From The Jack Kirby Collector #18, 1/98 |
JOHN : I had heard a couple of times that he was thinking of leaving. He and Stan didn't get along well; they disagreed on plotting, they disagreed on motivations for the characters, and I found out later on they disagreed on the identity of the Green Goblin - and I think that's what broke the camel's back - but there wasn't a scramble. Stan asked me to draw Spider-Man as a guest star in Daredevil #16 and #17. That was sort of like a try-out. But frankly, I thought Ditko was just going to leave for a few months until he got over his anger, and then come back. If I had created a character like Spider-Man, and he was getting bigger and bigger every year, I wouldn't have given it up.....
Q : But sales rose.
JOHN : Well, that's the reason I'm here. (laughter) I'm credited everywhere as the man who brought Spider-Man up to number one; Fantastic Four was our best-selling title before that. When I first saw the book, Stan gave me the first 33 issues to look over, and I said, ''Gee, it looks silly. It looks dumb.'' By the time I reached the twenties, I realized Ditko was really rolling. I had an interview once that just quoted the first part of that statement, that I thought it was silly and crude. That's all that ever got into print, and it's a wonder Ditko ever talked to me after that. They never put in the other part that said how much I loved it and respected it after I got into the run.
Q : Where did Mary Jane come from?
JOHN : She was in the book about three of four issues before I took it over; but this is another reason they disagreed - I don't know if Ditko wanted her to be unattractive, and Stan wanted her beautiful, or vice versa - but they never could agree on what she looked like, so in her first few appearances it was a suspenseful gimmick where Peter Parker is supposed to meet this girl, and he kept breaking the appointment. There was this scene where this huge flower was blocking her face; all you could see was the back of her hair, and you saw her in silhouette and shadows.
Q : Who did Steve Ditko originally want the Goblin to be?
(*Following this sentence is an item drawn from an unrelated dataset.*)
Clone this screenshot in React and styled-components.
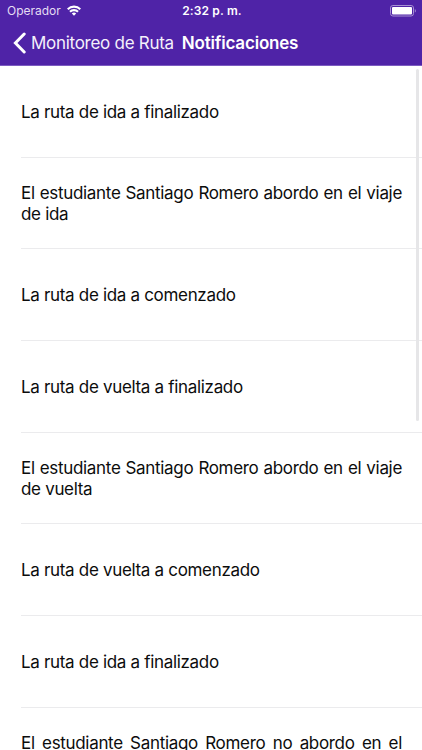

JOHN : From what I've gathered - and this is secondhand information, because I never asked Steve this - he wanted it to be someone unknown. And his theory was sensible; this is the reason Stan and he disagreed a lot. Ditko had a feeling that more real life should be put into the strips, and I thought he was a pioneer that way. He wanted politics in the strip, he wanted sociological upheaval in the strip; that's why there were riots on the campus in the strip and all that stuff. He was a very political animal, and he was very conservative too, as you probably know. He wanted all this stuff to look real, and he said, ''In real life, if there's a masked criminal, and you unmask him, 99 times out of 100 it's going to be someone you never know.'' And Stan's like, ''What are you talking about? We're not doing real life here; this is a guy who crawls on walls.'' (laughter)
Q : When you took over from Steve Ditko, and you were drawing the cover to Amazing Spider-Man #39, did you feel pressure to do the cover of your life, or did that great cover just come out?
JOHN : I don't think I felt any pressure. I thought I was on it temporarily, and I didn't fell I was in competition with Ditko. I think that's what saved me; I had no fear. That one just came to me.